周囲1680万光年を完全破壊!?初期宇宙で恐怖のクエーサーが判明
どうも!宇宙ヤバイch中の人のキャベチです。
今回は「周囲の環境を破壊する恐るべき天体を確認」というテーマで解説していきます。
国際的な研究チームは、超遠方にあるクエーサー「VIK J2348-3054」の周囲の環境を分析したところ、驚くべき現象が確認されました。
この成果は2024年7月に公表されています。
●宇宙一明るい天体「クエーサー」
こちらの画像、一見天の川銀河内の恒星に見えますが、実は恒星と比べて桁違いに遠くにあり、桁違いに明るく輝く「クエーサー」という分類の天体です。
よく知られている恒星までの距離はせいぜい数百光年、遠くても数千光年程度ですが、この天体との距離を調べると、数十億光年以上という、桁違いの超遠方に存在していました。
恒星と変わらぬ明るさで見えて、恒星より遥か彼方に存在するということは、実際はとてつもなく明るい天体であるとわかります。
実際クエーサーは、超新星爆発のように突発的に輝く天体や現象を除いた、比較的長期にわたって安定して輝き続ける天体としては、「宇宙で最も明るい天体」と言われています。
そのまばゆい光の起源は超遠方にある銀河の中心にある、超巨大なブラックホールに膨大な量の物質が流れ込むことでその周囲に形成される、降着円盤であると考えられています。
ブラックホールの強大すぎる重力により、降着円盤は数十億度という超高温に加熱されており、ブラックホールが属する銀河全体と比べ桁違いに明るく輝くこともあるそうです。
●周囲を破壊するクエーサーが判明
国際的な研究チームは、超遠方にあるクエーサー「VIK J2348-3054」の周囲の環境を分析し、その成果を2024年7月に公表しました。
VIK J2348-3054は以下、「今回のクエーサー」と表記します。
現在の地球からは、今回のクエーサーの約130億年前の姿が見えています(z=6.9)。
つまり光が放たれてから130億年もかけて地球に届くほど、今回のクエーサーは超遠方に存在するということです。
○クエーサー周囲の銀河を特定する
これまでの様々な研究で、非常に遠方にあるクエーサーは物質の高密度領域に存在すると考えられています。
そのため理論的には、クエーサーの周囲には多くの銀河や、星形成が活発な領域が存在するはずです。
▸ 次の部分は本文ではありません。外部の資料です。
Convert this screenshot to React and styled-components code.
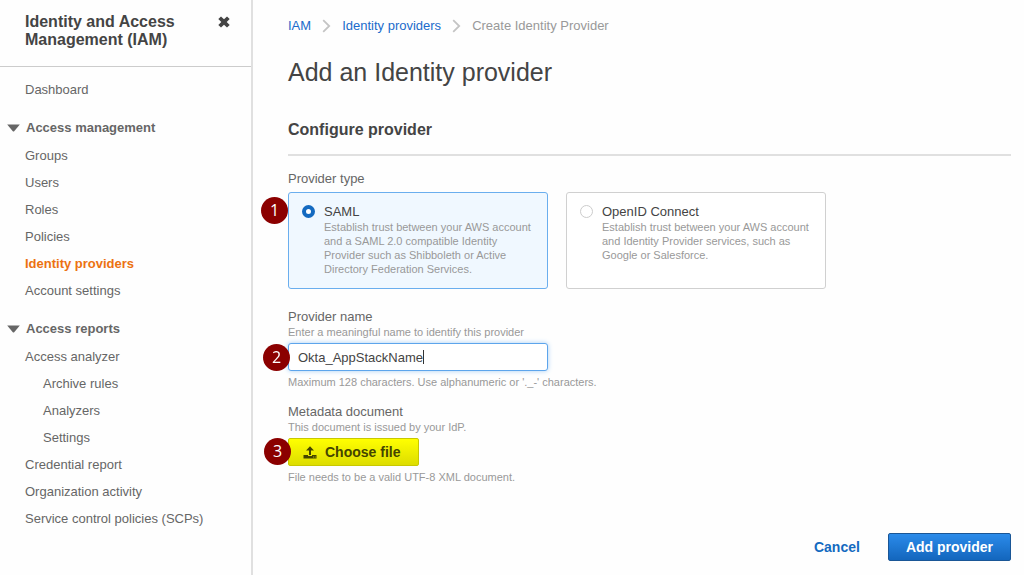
import React, { useState } from "react";
import styled, { createGlobalStyle } from "styled-components";

const accessManagement = ["Groups", "Users", "Roles", "Policies", "Identity providers", "Account settings"];

const accessReports = [
    { label: "Access analyzer" },
    { label: "Archive rules", nested: true },
    { label: "Analyzers", nested: true },
    { label: "Settings", nested: true },
    { label: "Credential report" },
    { label: "Organization activity" },
    { label: "Service control policies (SCPs)" },
];

const providerTypes = [
    {
        id: "saml",
        label: "SAML",
        text: "Establish trust between your AWS account and a SAML 2.0 compatible Identity Provider such as Shibboleth or Active Directory Federation Services.",
    },
    {
        id: "openid",
        label: "OpenID Connect",
        text: "Establish trust between your AWS account and Identity Provider services, such as Google or Salesforce.",
    },
];

const ChevronIcon = () => (
    <svg width="9" height="14" viewBox="0 0 9 14" fill="none" stroke="#c4c4c4" strokeWidth="1.8" aria-hidden="true">
        <path d="M1.2 1.2 7.2 7l-6 5.8" />
    </svg>
);

const CaretIcon = () => (
    <svg width="13" height="8" viewBox="0 0 13 8" fill="#666" aria-hidden="true">
        <path d="M.2.5h12.600L7.2 7.200q-.7.7-1.4 0z" />
    </svg>
);

const CloseIcon = () => (
    <svg width="12" height="12" viewBox="0 0 12 12" fill="#444" aria-hidden="true">
        <path d="M3 .4 6 3.2 9 .4 11.700 3 8.700 6l3 3L9 11.600 6 8.800l-3 2.800L.3 9l3-3-3-3z" />
    </svg>
);

const UploadIcon = () => (
    <svg width="14" height="13" viewBox="0 0 14 13" fill="#444400" aria-hidden="true">
        <path d="M7 .3 11 4.600H8V9H6V4.600H3z" />
        <path d="M.5 9H5v1h4V9h4.500v3.500H.5z" />
        <path d="M10 10.500h1v1h-1zM11.700 10.500h1v1h-1z" fill="#b8b800" />
    </svg>
);

export default function App() {
    const [type, setType] = useState("saml");
    const [name, setName] = useState("Okta_AppStackName");

    return (
        <Page>
            <GlobalStyle />
            <Sidebar>
                <SidebarHeader>
                    <SidebarTitle>Identity and Access Management (IAM)</SidebarTitle>
                    <CloseButton type="button" aria-label="Close"><CloseIcon /></CloseButton>
                </SidebarHeader>
                <Nav>
                    <NavLink href="#">Dashboard</NavLink>
                    <NavHeading><CaretIcon />Access management</NavHeading>
                    {accessManagement.map((label) => (
                        <NavLink key={label} href="#" $active={label === "Identity providers"}>{label}</NavLink>
                    ))}
                    <NavHeading><CaretIcon />Access reports</NavHeading>
                    {accessReports.map(({ label, nested }) => (
                        <NavLink key={label} href="#" $nested={nested}>{label}</NavLink>
                    ))}
                </Nav>
            </Sidebar>

            <Main>
                <Breadcrumb>
                    <a href="#">IAM</a>
                    <ChevronIcon />
                    <a href="#">Identity providers</a>
                    <ChevronIcon />
                    <span>Create Identity Provider</span>
                </Breadcrumb>
                <Title>Add an Identity provider</Title>
                <SectionTitle>Configure provider</SectionTitle>

                <Field>
                    <Label as="div" id="type-label">Provider type</Label>
                    <Cards role="radiogroup" aria-labelledby="type-label">
                        {providerTypes.map((item) => (
                            <Card key={item.id} $selected={type === item.id}>
                                <Radio
                                    type="radio"
                                    name="type"
                                    checked={type === item.id}
                                    onChange={() => setType(item.id)}
                                />
                                <CardBody>
                                    <CardTitle>{item.label}</CardTitle>
                                    <Hint>{item.text}</Hint>
                                </CardBody>
                            </Card>
                        ))}
                        <Step $left={-27} $top={5}>1</Step>
                    </Cards>
                </Field>

                <Field>
                    <Label htmlFor="name">Provider name</Label>
                    <Hint>Enter a meaningful name to identify this provider</Hint>
                    <Control>
                        <TextInput id="name" autoFocus value={name} onChange={(e) => setName(e.target.value)} />
                        <TextCursor />
                        <Step $left={-25} $top={1}>2</Step>
                    </Control>
                    <Hint>Maximum 128 characters. Use alphanumeric or '._-' characters.</Hint>
                </Field>

                <Field>
                    <Label as="div" id="doc-label">Metadata document</Label>
                    <Hint>This document is issued by your IdP.</Hint>
                    <Control>
                        <FileButton type="button" aria-describedby="doc-label"><UploadIcon />Choose file</FileButton>
                        <Step $left={-24} $top={0}>3</Step>
                    </Control>
                    <Hint>File needs to be a valid UTF-8 XML document.</Hint>
                </Field>

                <Footer>
                    <CancelButton type="button">Cancel</CancelButton>
                    <PrimaryButton type="button">Add provider</PrimaryButton>
                </Footer>
            </Main>
        </Page>
    );
}

const GlobalStyle = createGlobalStyle`
  * {
    box-sizing: border-box;
  }
  body {
    margin: 0;
    background: #fefefe;
    color: #666;
    font-family: "Liberation Sans", Arial, sans-serif;
    font-size: 13px;
    line-height: 16px;
  }
  a {
    text-decoration: none;
  }
  button, input {
    font-family: inherit;
  }
`;

const Page = styled.div`
  display: flex;
  min-height: 100vh;
`;

const Sidebar = styled.aside`
  flex: 0 0 253px;
  border-right: 2px solid #e0e0e0;
`;

const SidebarHeader = styled.div`
  display: flex;
  justify-content: space-between;
  align-items: flex-start;
  padding: 13px 21px 17px 25px;
  border-bottom: 1px solid #ccc;
`;

const SidebarTitle = styled.h2`
  margin: 0;
  max-width: 170px;
  font-size: 16px;
  line-height: 18px;
  color: #444;
`;

const CloseButton = styled.button`
  display: flex;
  padding: 3px 0;
  border: 0;
  background: none;
  cursor: pointer;
`;

const Nav = styled.nav`
  display: flex;
  flex-direction: column;
  padding-top: 9px;
`;

const NavLink = styled.a`
  padding-left: ${({ $nested }) => ($nested ? "43px" : "25px")};
  line-height: 27px;
  color: ${({ $active }) => ($active ? "#ec7211" : "#666")};
  font-weight: ${({ $active }) => ($active ? "bold" : "normal")};
`;

const NavHeading = styled.h3`
  display: flex;
  align-items: center;
  gap: 6px;
  margin: 10px 0 0;
  padding-left: 7px;
  font-size: 13px;
  line-height: 29px;
`;

const Main = styled.main`
  flex: 1;
  display: flex;
  flex-direction: column;
  padding: 18px 13px 14px 35px;
`;

const Breadcrumb = styled.nav`
  display: flex;
  align-items: center;
  gap: 11px;
  color: #999;
  a {
    color: #1a6bcb;
  }
`;

const Title = styled.h1`
  margin: 22px 0 0;
  font-size: 25px;
  font-weight: normal;
  line-height: 32px;
  color: #444;
`;

const SectionTitle = styled.h2`
  margin: 32px 0 0;
  padding-bottom: 14px;
  border-bottom: 2px solid #e0e0e0;
  font-size: 16px;
  line-height: 20px;
  color: #444;
`;

const Field = styled.div`
  margin-top: 14px;
  & + & {
    margin-top: 19px;
  }
  & + & + & {
    margin-top: 14px;
  }
`;

const Label = styled.label`
  display: block;
  line-height: 17px;
`;

const Hint = styled.div`
  font-size: 11px;
  line-height: 14px;
  color: #999;
`;

const Cards = styled.div`
  position: relative;
  display: grid;
  grid-template-columns: 1fr 1fr;
  gap: 18px;
  max-width: 538px;
  margin-top: 5px;
`;

const Card = styled.label`
  display: flex;
  align-items: flex-start;
  gap: 9px;
  padding: 11px 13px 12px;
  border: 1px solid ${({ $selected }) => ($selected ? "#6aaeee" : "#d0d0d0")};
  border-radius: 3px;
  background: ${({ $selected }) => ($selected ? "#f0f8ff" : "#fff")};
`;

const Radio = styled.input`
  appearance: none;
  flex: none;
  width: 13px;
  height: 13px;
  margin: 1px 0;
  border: 1px solid #ccc;
  border-radius: 50%;
  background: #fff;
  &:checked {
    border: 4px solid #146ac0;
  }
`;

const CardBody = styled.div`
  flex: 1;
`;

const CardTitle = styled.div`
  line-height: 16px;
  color: #444;
`;

const Control = styled.div`
  position: relative;
  margin: 4px 0;
`;

const TextInput = styled.input`
  display: block;
  width: 100%;
  max-width: 260px;
  height: 28px;
  padding: 0 9px;
  border: 1px solid #5da5ec;
  border-radius: 3px;
  outline: none;
  background: #fff;
  color: #444;
  caret-color: transparent;
  font-size: 13px;
  box-shadow: 0 0 5px #a8cff5;
`;

// sits right after the typed name
const TextCursor = styled.span`
  position: absolute;
  left: 135px;
  top: 7px;
  width: 1px;
  height: 14px;
  background: #333;
`;

const Step = styled.span`
  position: absolute;
  left: ${({ $left }) => $left}px;
  top: ${({ $top }) => $top}px;
  width: 27px;
  height: 27px;
  border-radius: 50%;
  background: #8b0000;
  color: #fff;
  font-family: "Open Sans", sans-serif;
  font-size: 16px;
  line-height: 27px;
  text-align: center;
`;

const Button = styled.button`
  display: flex;
  align-items: center;
  justify-content: center;
  height: 28px;
  border: 1px solid transparent;
  border-radius: 2px;
  font-size: 14px;
  font-weight: bold;
  cursor: pointer;
`;

const FileButton = styled(Button)`
  gap: 8px;
  padding: 0 18px 0 14px;
  border-color: #c8c800;
  background: linear-gradient(#ffff00, #dddd00);
  color: #444400;
`;

const Footer = styled.div`
  display: flex;
  justify-content: flex-end;
  gap: 10px;
  margin-top: auto;
`;

const CancelButton = styled(Button)`
  padding: 0 17px;
  background: none;
  color: #146ac0;
`;

const PrimaryButton = styled(Button)`
  padding: 0 17px;
  border-color: #1a5696;
  background: linear-gradient(#2b8bea, #1366bd);
  color: #fff;
`;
しかし一般的な銀河はクエーサーと比べて極めて暗いため、クエーサーの周辺の銀河を観測で特定するのは困難です。
そんな中でしばしば観測対象となるのが、ライマンα輝線銀河(Lyman α emitters, LAE)という銀河です。
LAEには活発な星形成領域が存在し、そこからライマンα線と呼ばれる特定の波長の電磁波が強く放射されています。
ライマンα線に絞って観測可能なので、周囲のノイズを排除して検出しやすいのです。
○分析と結果
研究チームは今回のクエーサーの周りに、38個のLAE候補を発見しました。
比較として、Chandra Deep Field South (CDF-S) という有名な領域では、同体積内のLAE候補が2個だけ発見されています。
このことから今回のクエーサーの周りは理論通り非常に高密度で、星形成が活発なLAEも多数存在することがわかりました。
それにもかかわらず、クエーサーの周囲1680万光年だけはLAE候補が全く存在しないのです。
この領域のLAEが偶然存在しない確率は1.2%と低く、何らかの物理現象が作用していることを示唆しています。
この状況が偶然生じた可能性も当然残されていますが、最も可能性が高い有力な説明として、クエーサーからの強烈な放射によって周囲の環境で星形成が妨げられている可能性が指摘されています。
前述したように、クエーサーの莫大なエネルギーの放出源は、銀河中心に存在する超巨大ブラックホールの降着円盤などの構造です。
これらの構造はどれだけ巨大でもせいぜい数光年規模ですが、そのような構造が周囲1680万光年という広大な範囲を、星が新たに誕生できない死の世界にしてしまうというのは、改めてクエーサーという天体の壮大さを思い知らされます。
ただし現時点では、今回のクエーサーの周囲にだけ星形成が活発な銀河が存在していない事実に対する明確な説明は存在していません。
今後のより広範囲で詳細な観測と分析が求められています。